Of course, I don't for a minute think the twinlets were serious about Larry....they couldn't be, could they?

And now that her hair is up in her sponge curlers that make her look like a 1940's pin up girl (think Rosie the Riveter), with a nice little bandana wrapped around her head, she has left her mess on my bed and poppoed on out of my room. Such fun.

And you know what? In just three more school years, the fun will be over. My kids will be old enough to vote! To fly the coop! To live where they want, with whom they want and there won't be anything I can do about! Where has the time gone?

Tonight we were in Walmart. The same Walmart I took the kids to when they were in preschool. I was in the detergent aisle and I heard a little girl sing-songing one aisle over. For some strange reason, I started to cry as the realization that I missed this sound washed over me. Literally, while I stood there and enjoyed a sound that I don't get to hear all that often anymore, I boo-hooed. That sing-song thing little girls do is a sound that used to drive me to distraction when my kids were little and I was rushed and trying to get things bought so we could go home, put it away, cook dinner, take baths and get to bed before 9pm.

And now...I would give anything to have those days back...for just a little while.

I miss my little babies. They're growing up so fast. When they were 4 or 5, Larry the Cable Guy wouldn't have even been remotely interesting to them. They would have said "oh gross Mom", and I would have agreed (well, I still agree). But anyway....now they're 15...and he's "cool"?

Good grief. Is that what having young adult children is going to be like? Their sense of humor is twisted, they're quite opinionated (and that isn't necessarily a good thing, I might add, since we often disagree), and getting them to do things my way isn't quite the easy thing it once was.

I long for the days when a trip to Walmart meant $150 in groceries that would last two weeks or more. With a few songs from my daughter thrown in for good measure, a major dash across town to put the food away, dinner, a bath--during which *I* told the funny stories (not Larry), and bedtime by 9pm.

You remember that commercial "It's 10pm, do you know where your kids are?"

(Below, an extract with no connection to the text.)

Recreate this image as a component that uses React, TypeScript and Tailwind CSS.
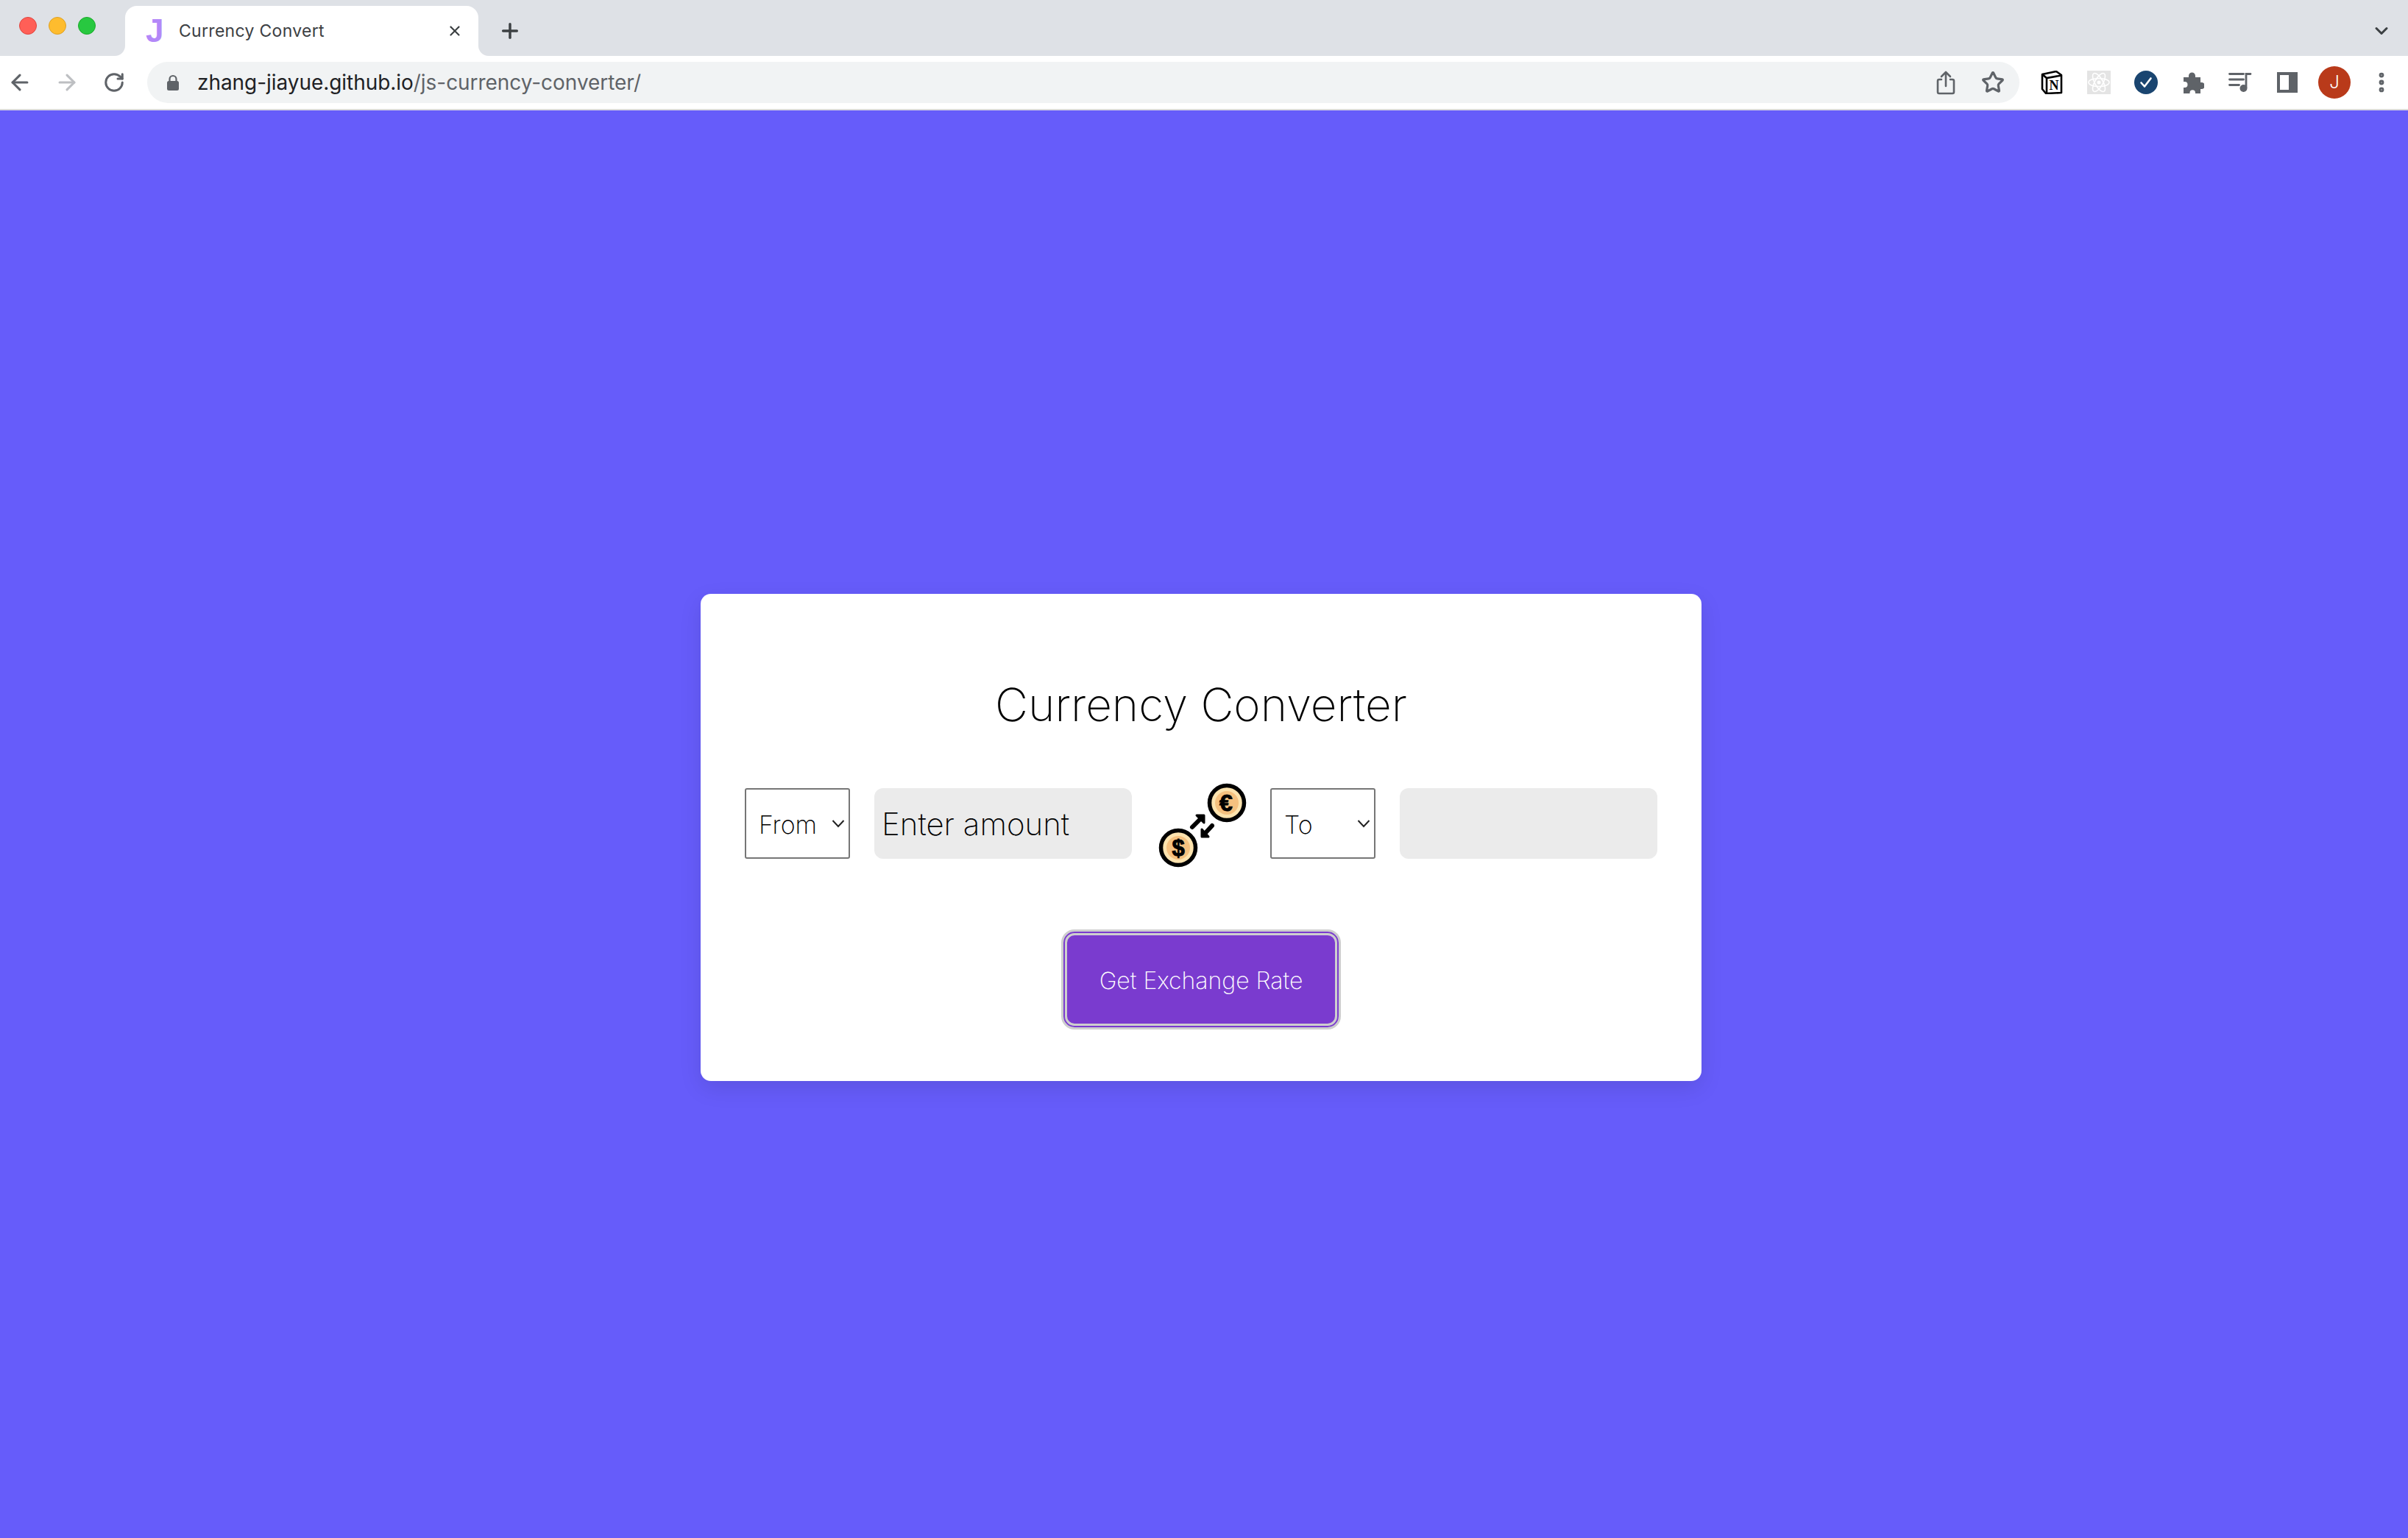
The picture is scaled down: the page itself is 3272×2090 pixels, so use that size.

Well, it's currently 12:30 am. I know where my kids are. They're home. They're awake....and they're trying to fix me up with Larry the Cable Guy! Oh my.

Monday, June 7, 2010

Do You Ever Wish Life Had an "Undo" Button?

Have you ever wanted a "do-over" on something in life? You know, like do-overs when we were kids? My goodness, I know I have, more than once. Plenty of times.

An "Undo" button would be SO handy, wouldn't it?

I mean, let's think about this for a minute. Regrets? We wouldn't have any if there was an "Undo" button. We'd just hit "Undo" if we messed up, and fix things right. Sounds like a pretty good deal to me.

As someone who is now on the down-hill slide to the Half Century mark, I've lived life a bit. Sometimes life has lived me.

Regrets? Oh yes, I have a few. "I wish I didn't know now what I didn't know then." Oh yeah, you betchya!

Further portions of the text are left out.